Why the 'Medicare for All' Tax Question Matters
Ask Elizabeth Warren whether her single-payer “Medicare for All” health insurance plan would raise taxes on the middle class, and she will consistently skip past the question and focus on overall cost savings. She asserts, as she did on “The Late Show With Stephen Colbert,” that “costs are going to go up for the wealthiest Americans [and] big corporations … and hard-working middle-class families are going to see their costs go down.” She has done this so much, Bloomberg News reporter Sahil Kapur observed that “she has become an expert at dodging this question.”
Her supporters don’t consider the maneuver a dodge, but a proper response to a disingenuous “gotcha” question. Said Joe Dinkin of the Working Families Party, which has endorsed Warren, “That kind of question is a ridiculous trap and Warren navigated it deftly. It's bad journalism not to recognize the larger savings from the disappearance of premiums in any question like that."
Surely if Warren becomes the Democratic nominee, the Trump campaign would love to have captured a sound bite of her conceding that middle-class taxes would go up, excise any subsequent part about overall cost savings, and air the clip ad nauseam through Election Day. It’s understandable that Warren doesn’t want to hand over any political ammunition. And it’s true that at the end of the year, what a taxpayer cares about is the bottom line: net savings, after taxes.
But the average taxpayer wants proof those savings will materialize. That requires numbers — all the numbers — so assertions can be tested.
If a candidate is pledging to fundamentally overhaul a health care system that accounts for nearly one-fifth of the national economy, then it’s necessary to tell taxpayers exactly what the individual up-front cost is in taxes, along with the long-term savings. Then voters, and professional analysts, can check the candidate’s math and see if the numbers add up.
Defenders of single-payer health insurance often act as if it is an indisputable fact that average taxpayers will save money, and further explanation is unnecessary. But in fact, there is enormous uncertainty. As The Washington Post reported earlier this month, “a wide range of experts … say it is impossible to make those guarantees based on the plans that [Bernie Sanders and Warren] have outlined so far.”
The Post reporters pressed the Warren and Sanders campaigns for more details, yet still concluded that “their responses did not fully answer a key question: In a plan that would significantly alter the tax code and the health-care industry, how many and which Americans would ultimately be hit with higher costs?” Warren has already acknowledged that wealthier Americans would pay more overall, but only with policy details can we determine at exactly what income level would differently sized household pay more.
The Sanders campaign coughed up more numbers than Warren, sharing that two new taxes would impact the middle class: a 4% income tax on households earning more than $29,000 annually and an additional payroll tax of 7.5% for employers with payrolls over $2 million. But health policy professor Kenneth Thorpe told the Post that the taxes Sanders has proposed so far aren’t sufficient to cover the cost.
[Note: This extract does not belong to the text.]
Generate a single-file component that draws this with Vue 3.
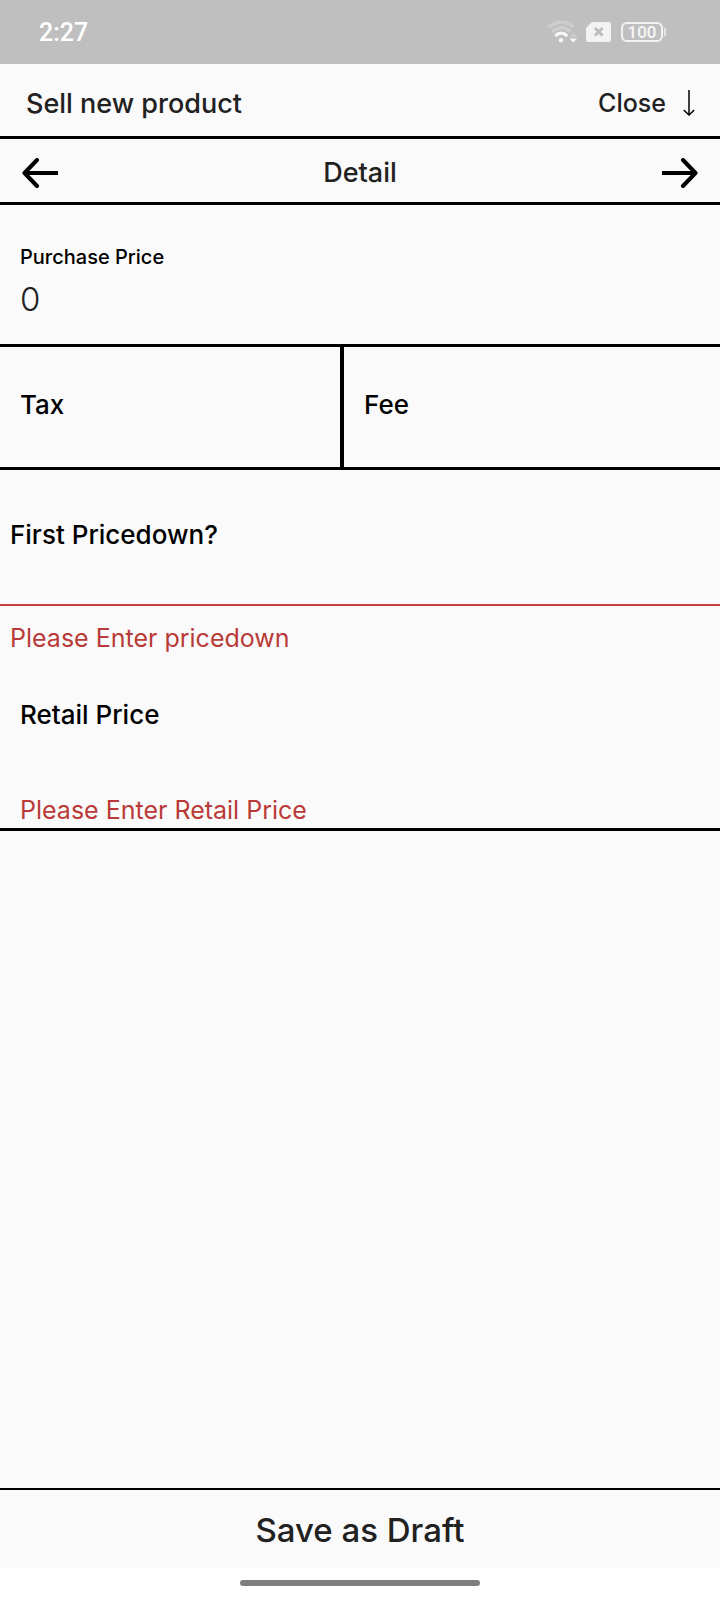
<script setup>
import { ref } from 'vue'

const purchasePrice = ref('0')
const tax = ref('')
const fee = ref('')
const pricedown = ref('')
const retailPrice = ref('')
</script>

<template>
  <div class="screen">
    <div class="status">
      <span class="time">2:27</span>
      <div class="status-icons">
        <svg class="wifi" width="30" height="24" viewBox="0 0 30 24" fill="none" aria-hidden="true">
          <path d="M1.500 7.200C9 .6 19 .6 27 7.200" stroke="#cdcdcd" stroke-width="3.4" />
          <path d="M5 11.8C11 6.6 17.5 6.6 23.5 11.8" stroke="#cdcdcd" stroke-width="3.4" />
          <path d="M8.2 16C12 12.4 16.5 12.4 20.3 16" stroke="#f7f7f7" stroke-width="3.2" />
          <circle cx="14" cy="20.3" r="2.2" fill="#f7f7f7" />
          <path d="M23 17l3.5-4 3.5 4z" fill="#cdcdcd" />
          <path d="M22.500 18.500h7.500l-3.700 4z" fill="#f7f7f7" />
        </svg>
        <svg width="26" height="20" viewBox="0 0 26 20" aria-hidden="true">
          <path d="M6 0h17a2 2 0 0 1 2 2v16a2 2 0 0 1-2 2H2a2 2 0 0 1-2-2V6z" fill="#f3f3f3" />
          <path d="M9 6l7.5 7.5M16.5 6L9 13.5" stroke="#bdbdbd" stroke-width="3" />
        </svg>
        <div class="battery"><span>100</span></div>
      </div>
    </div>

    <header class="title-bar">
      <h1>Sell new product</h1>
      <button type="button" class="close">
        Close
        <svg width="12" height="26" viewBox="0 0 12 26" fill="none" stroke="#000" aria-hidden="true">
          <path d="M6 0v25" stroke-width="1.5" />
          <path d="M.8 20l5.2 5 5.2-5" stroke-width="1.5" />
        </svg>
      </button>
    </header>

    <nav class="steps">
      <button type="button" aria-label="Previous">
        <svg width="36" height="30" viewBox="0 0 36 30" fill="none" stroke="#000" stroke-width="4" aria-hidden="true">
          <path d="M36 15H3" />
          <path d="M15 2L2.500 15 15 28" stroke-linecap="round" stroke-linejoin="round" />
        </svg>
      </button>
      <h2>Detail</h2>
      <button type="button" aria-label="Next">
        <svg width="36" height="30" viewBox="0 0 36 30" fill="none" stroke="#000" stroke-width="4" aria-hidden="true">
          <path d="M0 15h33" />
          <path d="M21 2l12.500 13L21 28" stroke-linecap="round" stroke-linejoin="round" />
        </svg>
      </button>
    </nav>

    <main>
      <section class="field purchase">
        <label for="purchase">Purchase Price</label>
        <input id="purchase" v-model="purchasePrice" inputmode="decimal" />
      </section>

      <div class="pair">
        <section class="field">
          <label for="tax">Tax</label>
          <input id="tax" v-model="tax" inputmode="decimal" />
        </section>
        <section class="field">
          <label for="fee">Fee</label>
          <input id="fee" v-model="fee" inputmode="decimal" />
        </section>
      </div>

      <section class="field pricedown">
        <label for="pricedown">First Pricedown?</label>
        <input id="pricedown" v-model="pricedown" aria-describedby="pricedown-error" />
        <p id="pricedown-error" class="error">Please Enter pricedown</p>
      </section>

      <section class="field retail">
        <label for="retail">Retail Price</label>
        <input id="retail" v-model="retailPrice" aria-describedby="retail-error" />
        <p id="retail-error" class="error">Please Enter Retail Price</p>
      </section>
    </main>

    <button type="button" class="draft">Save as Draft</button>
    <div class="gesture"><div class="pill"></div></div>
  </div>
</template>

<style>
body {
  margin: 0;
  background: #fafafa;
}
</style>

<style scoped>
* {
  box-sizing: border-box;
}
.screen {
  min-height: 100vh;
  display: flex;
  flex-direction: column;
  background: #fafafa;
  color: #212121;
  font-family: Inter, "Open Sans", sans-serif;
}
button,
input {
  font: inherit;
  color: inherit;
  background: none;
  border: 0;
  border-radius: 0;
  padding: 0;
  outline: none;
}
button {
  cursor: pointer;
}
h1,
h2,
p {
  margin: 0;
}
svg {
  display: block;
}
.status {
  height: 64px;
  padding: 0 54px 0 39px;
  display: flex;
  align-items: center;
  justify-content: space-between;
  background: #bfbfbf;
  color: #fff;
}
.time {
  font-family: Roboto, sans-serif;
  font-size: 25px;
  font-weight: 500;
}
.status-icons {
  display: flex;
  align-items: center;
  gap: 9px;
}
.battery {
  position: relative;
  width: 42px;
  height: 20px;
  margin-right: 3px;
  border: 2px solid #f3f3f3;
  border-radius: 6px;
  display: flex;
  align-items: center;
  justify-content: center;
  color: #f7f7f7;
  font-family: Roboto, sans-serif;
  font-size: 17px;
  font-weight: 500;
  line-height: 16px;
}
.battery::after {
  content: "";
  position: absolute;
  right: -5px;
  top: 4px;
  width: 2px;
  height: 8px;
  border-radius: 1px;
  background: #e6e6e6;
}
.title-bar {
  height: 75px;
  padding: 6px 25px 0 26px;
  display: flex;
  align-items: center;
  justify-content: space-between;
  border-bottom: 3px solid #000;
}
h1,
h2 {
  font-size: 27px;
  font-weight: 500;
}
.close {
  display: flex;
  align-items: center;
  gap: 17px;
  font-size: 25px;
  font-weight: 500;
}
.steps {
  height: 66px;
  padding: 4px 22px 0;
  display: flex;
  align-items: center;
  justify-content: space-between;
  border-bottom: 3px solid #000;
}
main {
  flex: 1;
}
.field {
  display: flex;
  flex-direction: column;
  padding: 0 20px;
}
.field label {
  color: #000;
  font-size: 26px;
  font-weight: 500;
  line-height: 36px;
}
.field input {
  width: 100%;
  height: 44px;
  font-size: 33px;
}
.purchase {
  padding-top: 38px;
  padding-bottom: 17px;
  border-bottom: 3px solid #000;
}
.purchase label {
  font-size: 20px;
  line-height: 28px;
}
.purchase input {
  height: 56px;
  font-weight: 300;
}
.pair {
  display: grid;
  grid-template-columns: 344fr 376fr;
  border-bottom: 3px solid #000;
}
.pair .field {
  padding-top: 40px;
}
.pair .field:first-child {
  border-right: 4px solid #000;
}
.pricedown {
  padding: 47px 0 0;
}
.pricedown label,
.pricedown .error {
  padding: 0 10px;
}
.pricedown input {
  height: 53px;
  padding: 0 10px;
  border-bottom: 2px solid #c6423f;
}
.error {
  color: #b93a38;
  font-size: 25px;
  line-height: 36px;
}
.pricedown .error {
  margin-top: 14px;
}
.retail {
  padding-top: 41px;
  border-bottom: 3px solid #000;
}
.retail input {
  height: 59px;
}
.draft {
  height: 80px;
  padding-top: 2px;
  border-top: 2px solid #000;
  font-size: 33px;
  font-weight: 500;
}
.gesture {
  height: 32px;
  padding-bottom: 2px;
  display: flex;
  align-items: center;
  justify-content: center;
  background: #fff;
}
.pill {
  width: calc(100% / 3);
  height: 6px;
  border-radius: 3px;
  background: #808080;
}
</style>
Moreover, in 2016, Thorpe published an analysis of Sanders’ earlier version of a single-payer version and found that 71% of people who currently have private insurance would pay more, not less, overall. And Sanders is proposing more tax increases today than he did three years ago.
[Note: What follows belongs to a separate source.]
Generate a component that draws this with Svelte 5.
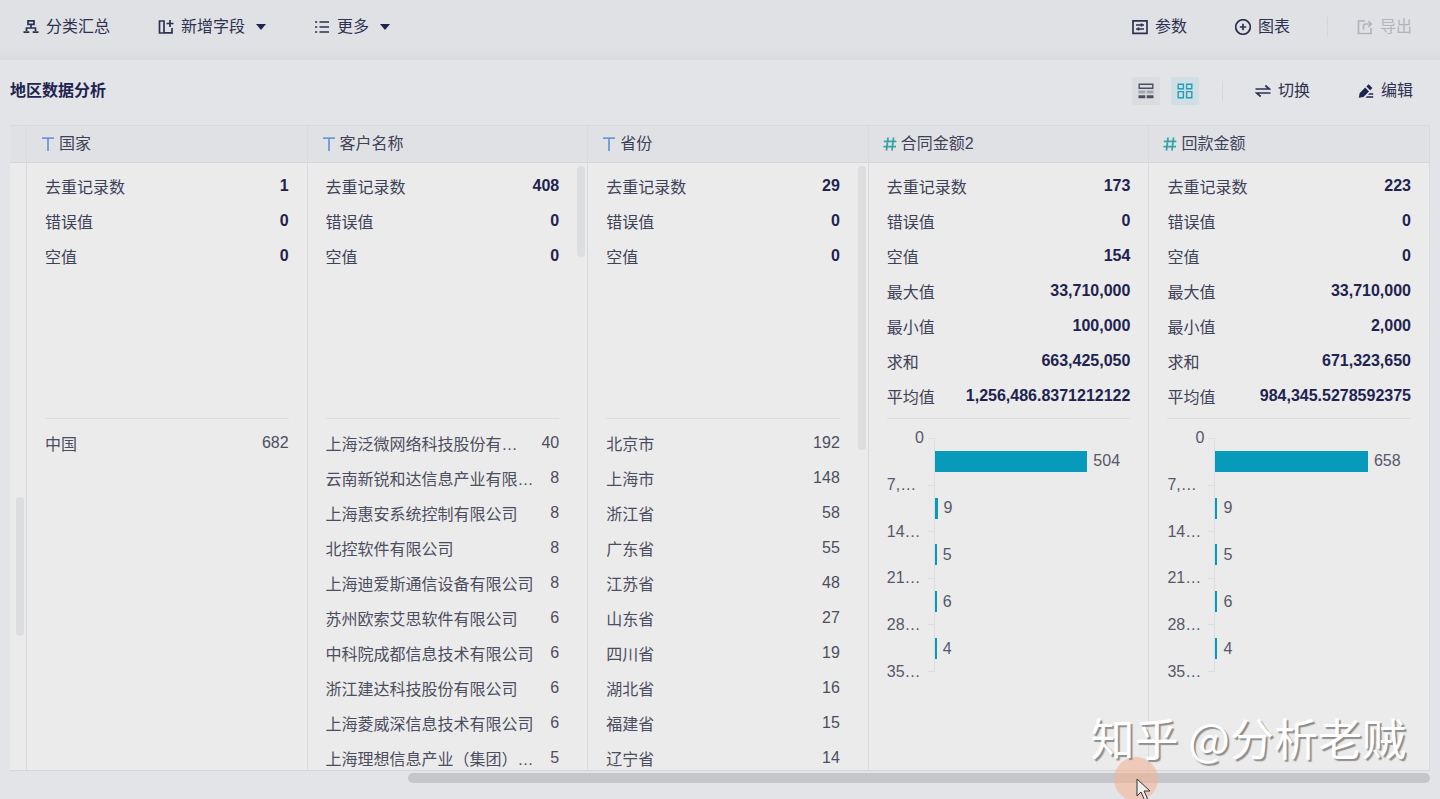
<script>
    const icons = {
        summary: "M5 1.8h6v3.6H5zM8 5.4V9M3.5 12V9h9v3M.5 13.2h5.8M9.7 13.2h5.8",
        addField: "M1.5 2h4.5v12H1.5zM6 13.8h8V9M12 1v7M8.5 4.5h7",
        more: "M5.5 3H15M5.5 8H15M5.5 13H15M1 3h2.2M1 8h2.2M1 13h2.2",
        params: "M1 1.8h14v12.6H1zM4 6h8M4 10h8M9.5 4.5v3M6.5 8.5v3",
        chart: "M8 .7a7.3 7.3 0 1 0 0 14.6A7.3 7.3 0 1 0 8 .7M8 4.8v6.4M4.8 8h6.4",
        export: "M8 2H1.5v12.5h12.5V9M6.5 10.5V7.5q0-2.5 2-2.5H14M11.3 2l3 3-3 3",
        swap: "M.5 6h14L10.3 2.5M15.5 10h-14l4.2 3.5",
    };

    const labels = {
        stats: ["去重记录数", "错误值", "空值", "最大值", "最小值", "求和", "平均值"],
        bins: ["0", "7,…", "14…", "21…", "28…", "35…"],
    };

    const fields = [
        {
            name: "国家",
            type: "text",
            stats: ["1", "0", "0"],
            rows: [["中国", 682]],
        },
        {
            name: "客户名称",
            type: "text",
            stats: ["408", "0", "0"],
            thumb: 15,
            rows: [
                ["上海泛微网络科技股份有…", 40],
                ["云南新锐和达信息产业有限…", 8],
                ["上海惠安系统控制有限公司", 8],
                ["北控软件有限公司", 8],
                ["上海迪爱斯通信设备有限公司", 8],
                ["苏州欧索艾思软件有限公司", 6],
                ["中科院成都信息技术有限公司", 6],
                ["浙江建达科技股份有限公司", 6],
                ["上海菱威深信息技术有限公司", 6],
                ["上海理想信息产业（集团）…", 5],
            ],
        },
        {
            name: "省份",
            type: "text",
            stats: ["29", "0", "0"],
            thumb: 47,
            rows: [
                ["北京市", 192],
                ["上海市", 148],
                ["浙江省", 58],
                ["广东省", 55],
                ["江苏省", 48],
                ["山东省", 27],
                ["四川省", 19],
                ["湖北省", 16],
                ["福建省", 15],
                ["辽宁省", 14],
            ],
        },
        {
            name: "合同金额2",
            type: "number",
            stats: ["173", "0", "154", "33,710,000", "100,000", "663,425,050", "1,256,486.8371212122"],
            bars: [504, 9, 5, 6, 4],
        },
        {
            name: "回款金额",
            type: "number",
            stats: ["223", "0", "0", "33,710,000", "2,000", "671,323,650", "984,345.5278592375"],
            bars: [658, 9, 5, 6, 4],
        },
    ];

    // the longest bar leaves room for its label
    function barWidth(value, bars) {
        return (value / Math.max(...bars)) * 78;
    }
</script>

{#snippet icon(name)}
    <svg class="icon" viewBox="0 0 16 16" aria-hidden="true"><path d={icons[name]} /></svg>
{/snippet}

{#snippet caret()}
    <svg class="caret" viewBox="0 0 10 6" aria-hidden="true"><path d="M0 0h10L5 6z" /></svg>
{/snippet}

<div class="page">
    <header class="toolbar">
        <button>{@render icon("summary")}分类汇总</button>
        <button>{@render icon("addField")}新增字段{@render caret()}</button>
        <button>{@render icon("more")}更多{@render caret()}</button>
        <div class="right">
            <button>{@render icon("params")}参数</button>
            <button>{@render icon("chart")}图表</button>
            <span class="separator"></span>
            <button disabled>{@render icon("export")}导出</button>
        </div>
    </header>

    <div class="subbar">
        <h1>地区数据分析</h1>
        <div class="views">
            <button class="view" aria-label="表格视图">
                <svg viewBox="0 0 16 16" aria-hidden="true">
                    <path d="M1.2 1.2h13.6v4H1.2z" fill="none" stroke="currentColor" stroke-width="1.4" />
                    <path d="M.5 7.5h6.8v3H.5zM8.7 7.5h6.8v3H8.7z" fill="#a3a5af" />
                    <path d="M.5 12.3h6.8v3H.5zM8.7 12.3h6.8v3H8.7z" fill="currentColor" />
                </svg>
            </button>
            <button class="view active" aria-label="卡片视图">
                <svg viewBox="0 0 16 16" aria-hidden="true">
                    <path
                        d="M1.2 1.2h5.2v4.6H1.2zM9.6 1.2h5.2v4.6H9.6zM1.2 8.6h5.2v6.2H1.2zM9.6 8.6h5.2v6.2H9.6z"
                        fill="none"
                        stroke="currentColor"
                        stroke-width="1.4"
                    />
                </svg>
            </button>
        </div>
        <span class="separator"></span>
        <div class="actions">
            <button>{@render icon("swap")}切换</button>
            <button>
                <svg class="pencil" viewBox="0 0 16 16" aria-hidden="true">
                    <path d="M.8 14.8l.8-4.6 5.6-5.6 3.8 3.8-5.6 5.6zM8.4 3.4L10.6 1.2l3.8 3.8-2.2 2.2zM11.5 10.3h3.7v1.5H10zM9 13.3h6.2v1.5H7.5z" />
                </svg>编辑
            </button>
        </div>
    </div>

    <main>
        <div class="board">
            <div class="previous">
                <div class="head"></div>
                <div class="track"><span class="thumb"></span></div>
            </div>
            {#each fields as field}
                <section>
                    <h2 class="head">
                        {#if field.type === "text"}
                            <svg class="type text" viewBox="0 0 14 16" aria-hidden="true"><path d="M1 2.2h12M7 2.2V15" /></svg>
                        {:else}
                            <svg class="type number" viewBox="0 0 14 16" aria-hidden="true">
                                <path d="M5 1.5L3.5 14.5M10.5 1.5L9 14.5M.8 5.3h12.6M.4 10.7H13" />
                            </svg>
                        {/if}
                        {field.name}
                    </h2>
                    <div class="body">
                        <div class="content">
                            <table class="stats">
                                <tbody>
                                    {#each field.stats as value, i}
                                        <tr><th scope="row">{labels.stats[i]}</th><td>{value}</td></tr>
                                    {/each}
                                </tbody>
                            </table>
                            {#if field.rows}
                                <table class="values">
                                    <tbody>
                                        {#each field.rows as [label, count]}
                                            <tr><th scope="row">{label}</th><td>{count}</td></tr>
                                        {/each}
                                    </tbody>
                                </table>
                            {:else}
                                <div class="chart">
                                    <div class="labels">
                                        {#each labels.bins as bin}<span>{bin}</span>{/each}
                                    </div>
                                    <div class="ticks">
                                        {#each field.bars as _}<i></i>{/each}
                                    </div>
                                    <div class="plot">
                                        {#each field.bars as value}
                                            <div class="bar-row">
                                                <span class="bar" style="width: {barWidth(value, field.bars)}%"></span>
                                                <span>{value}</span>
                                            </div>
                                        {/each}
                                    </div>
                                </div>
                            {/if}
                        </div>
                        {#if field.thumb}
                            <div class="track"><span class="thumb" style="height: {field.thumb}%"></span></div>
                        {/if}
                    </div>
                </section>
            {/each}
        </div>
        <div class="scrollbar"><span></span></div>
    </main>

    <div class="pointer">
        <svg viewBox="0 0 16 24" aria-hidden="true">
            <path d="M1 1v17l4-4 3.5 8 3-1.4L8 13h6z" />
        </svg>
    </div>
    <div class="watermark">知乎 @分析老贼</div>
</div>

<style>
    :global(body) {
        margin: 0;
    }

    .page {
        position: relative;
        display: flex;
        flex-direction: column;
        height: 100vh;
        overflow: hidden;
        background: #e3e4e8;
        color: #3e4257;
        font-family: "Liberation Sans", "Noto Sans CJK SC", sans-serif;
        font-size: 16px;
        line-height: 20px;
    }

    button {
        display: flex;
        align-items: center;
        gap: 7px;
        padding: 0;
        border: 0;
        background: none;
        color: #2d3150;
        font: inherit;
        cursor: pointer;
    }

    button:disabled {
        color: #b3b4bb;
        cursor: default;
    }

    svg {
        flex: none;
        width: 16px;
        height: 16px;
    }

    .icon {
        fill: none;
        stroke: currentColor;
        stroke-width: 1.7;
    }

    .caret {
        width: 10px;
        height: 6px;
        margin-left: 4px;
        fill: #1e2350;
    }

    .pencil {
        fill: #1e2350;
    }

    .toolbar {
        display: flex;
        flex: none;
        align-items: center;
        gap: 48px;
        box-sizing: border-box;
        height: 60px;
        padding: 0 28px 6px 23px;
        background: linear-gradient(#e0e1e5 75%, #dadbdf);
    }

    .right {
        display: flex;
        align-items: center;
        gap: 48px;
        margin-left: auto;
    }

    .separator {
        width: 1px;
        height: 20px;
        background: #d5d6da;
    }

    .right .separator {
        margin: 0 -19px 0 -11px;
    }

    .subbar {
        display: flex;
        flex: none;
        align-items: center;
        box-sizing: border-box;
        height: 65px;
        padding: 0 27px 4px 10px;
    }

    h1 {
        margin: 0 auto 0 0;
        color: #1e2350;
        font-size: 16px;
        font-weight: bold;
    }

    .views {
        display: flex;
        gap: 11px;
        margin-right: 23px;
    }

    .view {
        justify-content: center;
        width: 28px;
        height: 28px;
        border-radius: 2px;
        background: #dbdce0;
        color: #4b4d62;
    }

    .view.active {
        background: #cfdfe4;
        color: #229dbb;
    }

    .actions {
        display: flex;
        gap: 48px;
        margin-left: 32px;
    }

    main {
        display: flex;
        flex: 1;
        flex-direction: column;
        min-height: 0;
        padding: 0 10px 16px;
    }

    .board {
        display: grid;
        flex: 1;
        grid-template-columns: 17px repeat(5, minmax(0, 1fr));
        grid-template-rows: minmax(0, 1fr);
        min-height: 0;
        border-top: 1px solid #d8d9dd;
        border-bottom: 1px solid #d5d6d9;
        background: #ebebeb;
    }

    section,
    .previous {
        display: flex;
        flex-direction: column;
        min-height: 0;
        border-right: 1px solid #d9dade;
    }

    .head {
        display: flex;
        flex: none;
        align-items: center;
        gap: 4px;
        box-sizing: border-box;
        height: 37px;
        margin: 0;
        padding-left: 14px;
        border-bottom: 1px solid #d5d6da;
        background: #e0e1e5;
        color: #3e4257;
        font-size: 16px;
        font-weight: normal;
    }

    .type {
        width: 14px;
        fill: none;
        stroke-width: 1.8;
    }

    .type.text {
        stroke: #6c9ad8;
    }

    .type.number {
        stroke: #38a3a5;
    }

    .body {
        display: flex;
        flex: 1;
        min-height: 0;
        overflow: hidden;
    }

    .content {
        flex: 1;
        min-width: 0;
        padding: 0 18px;
    }

    .track {
        flex: none;
        width: 10px;
        padding-top: 3px;
    }

    .thumb {
        display: block;
        width: 8px;
        border-radius: 4px;
        background: #dcdddf;
    }

    /* this list is scrolled most of the way down */
    .previous .track {
        display: flex;
        flex: 1;
        flex-direction: column;
        margin-left: 6px;
        padding-top: 0;
    }

    .previous .track::before {
        content: "";
        height: 55%;
    }

    .previous .thumb {
        height: 23%;
    }

    table {
        display: block;
        box-sizing: border-box;
    }

    tbody {
        display: block;
    }

    tr {
        display: flex;
        align-items: center;
        gap: 12px;
        height: 35px;
    }

    th {
        flex: 1;
        min-width: 0;
        padding: 0;
        overflow: hidden;
        font-weight: normal;
        text-align: left;
        white-space: nowrap;
    }

    td {
        padding: 0 0 4px;
    }

    .stats {
        height: 256px;
        padding-top: 7px;
        border-bottom: 1px solid #dcdddf;
    }

    .stats td {
        color: #1e2350;
        font-weight: bold;
    }

    .values {
        padding-top: 8px;
        color: #4b4e60;
    }

    .chart {
        display: flex;
        height: 234px;
        margin-top: 19px;
        color: #55586a;
    }

    .labels {
        display: flex;
        flex-direction: column;
        justify-content: space-between;
        width: 37px;
        margin: -10px 4px -10px 0;
    }

    .labels span:first-child {
        text-align: right;
    }

    .ticks {
        display: flex;
        flex-direction: column;
        width: 6px;
        border-right: 1px solid #dcdde1;
        border-bottom: 1px solid #dcdde1;
    }

    .ticks i {
        flex: 1;
        border-top: 1px solid #dcdde1;
    }

    .plot {
        display: flex;
        flex: 1;
        flex-direction: column;
    }

    .bar-row {
        display: flex;
        flex: 1;
        align-items: center;
        gap: 6px;
    }

    .bar {
        min-width: 2px;
        height: 21px;
        background: #089abb;
    }

    .scrollbar {
        flex: none;
        padding-top: 2px;
    }

    .scrollbar span {
        display: block;
        width: 72%;
        height: 10px;
        margin-left: auto;
        border-radius: 5px;
        background: #c4c6c9;
    }

    .pointer {
        position: absolute;
        right: 282px;
        bottom: -2px;
        width: 44px;
        height: 44px;
        border-radius: 50%;
        background: rgba(243, 180, 150, 0.6);
    }

    .pointer svg {
        position: absolute;
        top: 21px;
        left: 22px;
        width: 16px;
        height: 24px;
        fill: #eeeeee;
        stroke: #333333;
    }

    .watermark {
        position: absolute;
        right: 34px;
        bottom: 32px;
        color: #ffffff;
        font-family: "Noto Sans CJK SC", sans-serif;
        font-size: 44px;
        line-height: 60px;
        text-shadow: 2px 2px 1px #8e8e90;
    }
</style>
Thorpe may not be the last word on the subject. Sanders’ 2016 policy director said at the time that Thorpe, who served in Bill Clinton’s Department of Health and Human Services, delivered a “total hatchet job.” But the point is: Since the question of how much single-payer health insurance would save taxpayers is not settled, blithe assertions of savings don’t cut it.
Sanders is at least giving us some numbers, which allows analysts to check his work. Warren and many of her supporters act as if asking for the numbers is somehow illegitimate.
Warren is hardly the first politician to skirt questions about the cost of policy proposals. When selling tax cuts, Republican politicians have turned fuzzy math into an art form. But Warren has presented herself as the ultimate policy wonk who has a plan for everything. On the stump, she routinely offers a math lesson for how her 2% tax on wealth above $50 million will pay for a range of policies, prompting her crowds to chant “two cents, two cents.” It’s hard for her to square how she can be detailed when talking about most aspects of her plans, but not when it comes to the up-front cost for a massive transformation of an enormous sector of our economy.
That is why I suspect that, eventually, Warren’s inner wonk is going to surface, and we will see those details, however politically imperfect they may be. Until then, the question won’t stop being asked, because a sufficient answer hasn’t been given.